Unfortunately all this openness doesn't seem to make the conduct of monetary policy any more predictable than when it was left in the hands of capricious politicians. Rather the reverse. At least with the politicians you knew they'd cook the policy to serve their own political goals. By contrast, several hours of questioning by MPs of the Bank's Monetary Policy Committee yesterday failed to elicit much on which way interest rates would next move.
A good part of the explanation for the more transparency, less clarity paradox lies in economic developments. The one thing the MPC members certainly agreed on yesterday was the fact that they face a genuinely difficult choice at the moment. For every indicator pointing one way, there is another pointing in the opposite direction. Retail sales too strong last month? Pay settlements creeping up? Well, manufacturing output is falling and broad money growth is at last slowing down. Some bits of the economy are too strong but perhaps slowing, others are too weak. Nobody really knows how the countervailing forces will affect inflation.

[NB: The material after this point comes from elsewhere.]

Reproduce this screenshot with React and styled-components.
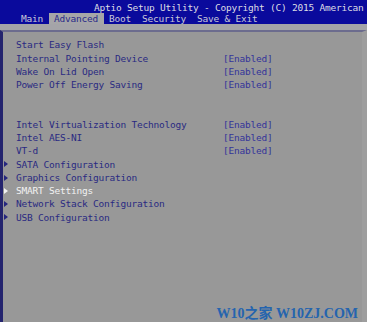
import React from "react";
import styled, { createGlobalStyle } from "styled-components";

const Global = createGlobalStyle`
  html, body { margin: 0; padding: 0; background: #989898; }
  #root { width: 367px; height: 322px; overflow: hidden; }
`;

const Screen = styled.div`
  position: relative;
  width: 367px;
  height: 322px;
  display: flex;
  flex-direction: column;
  background: #989898;
  font-family: "DejaVu Sans Mono", "Liberation Mono", monospace;
  font-size: 9.5px;
  letter-spacing: -0.22px;
  white-space: pre;
  overflow: hidden;
`;

const Header = styled.div`
  background: #0a0a9c;
  height: 24px;
  display: flex;
  flex-direction: column;
`;

const Title = styled.div`
  height: 13px;
  line-height: 15px;
  padding-left: 94px;
  color: #dcdce4;
`;

const Tabs = styled.div`
  height: 11px;
  display: flex;
  padding-left: 15.5px;
`;

const Tab = styled.div`
  padding: 0 5.5px;
  line-height: 11px;
  color: ${(p) => (p.$active ? "#2a2a88" : "#c8c8d8")};
  background: ${(p) => (p.$active ? "#a6a6a8" : "transparent")};
`;

const Strip = styled.div`
  height: 6px;
  background: #a4a4a8;
`;

const Panel = styled.div`
  flex: 1;
  display: flex;
  flex-direction: column;
  border-top: 2px solid #6c6c8e;
  border-left: 3px solid #24246e;
  border-right: 5px solid #9e9e9e;
  padding-top: 6.4px;
`;

const Row = styled.div`
  display: grid;
  grid-template-columns: 13px 207px 1fr;
  height: 13.25px;
  line-height: 13.25px;
  align-items: center;
  color: ${(p) => (p.$selected ? "#f2f2f2" : "#2a2a82")};
`;

const Arrow = styled.span`
  justify-self: start;
  margin-left: 1px;
  width: 0;
  height: 0;
  border-top: 3px solid transparent;
  border-bottom: 3px solid transparent;
  border-left: 4.5px solid ${(p) => (p.$selected ? "#f2f2f2" : "#26267e")};
`;

const Label = styled.span``;

const Value = styled.span`
  color: #34349a;
`;

const Watermark = styled.div`
  position: absolute;
  right: 9px;
  bottom: 0;
  font-family: "Liberation Serif", "Noto Sans CJK SC", serif;
  font-weight: bold;
  font-size: 14px;
  letter-spacing: 0;
  color: #2564ae;
`;

const rows = [
  { label: "Start Easy Flash" },
  { label: "Internal Pointing Device", value: "[Enabled]" },
  { label: "Wake On Lid Open", value: "[Enabled]" },
  { label: "Power Off Energy Saving", value: "[Enabled]" },
  { label: "" },
  { label: "" },
  { label: "Intel Virtualization Technology", value: "[Enabled]" },
  { label: "Intel AES-NI", value: "[Enabled]" },
  { label: "VT-d", value: "[Enabled]" },
  { label: "SATA Configuration", sub: true },
  { label: "Graphics Configuration", sub: true },
  { label: "SMART Settings", sub: true, selected: true },
  { label: "Network Stack Configuration", sub: true },
  { label: "USB Configuration", sub: true },
];

const tabs = ["Main", "Advanced", "Boot", "Security", "Save & Exit"];

export default function App() {
  return (
    <>
      <Global />
      <Screen>
        <Header>
          <Title>Aptio Setup Utility - Copyright (C) 2015 American</Title>
          <Tabs>
            {tabs.map((t) => (
              <Tab key={t} $active={t === "Advanced"}>{t}</Tab>
            ))}
          </Tabs>
        </Header>
        <Strip />
        <Panel>
          {rows.map((r, i) => (
            <Row key={i} $selected={r.selected}>
              {r.sub ? <Arrow $selected={r.selected} /> : <span />}
              <Label>{r.label}</Label>
              <Value>{r.value || ""}</Value>
            </Row>
          ))}
        </Panel>
        <Watermark>W10之家 W10ZJ.COM</Watermark>
      </Screen>
    </>
  );
}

Nor can anyone blame the MPC for disagreeing about a small change in interest rates, and whether or not that will make any difference to inflation down the road. The economic outlook is inherently uncertain around the turning point of the cycle, doubly so given the Asian crisis and impending start of Emu. Even so, the paradox is not completely resolved. It may be that over time it will become easier to figure out how the minds of MPC members work in different circumstances.
For now, the judgment about interest rates is being made not as in the past by a single person - the Chancellor - whose thought-processes had to be second-guessed, but by eight, soon to be nine. The complex art of Bank-watching, as the MPC engages in its ever more complex art of monetary policy, is only in its infancy.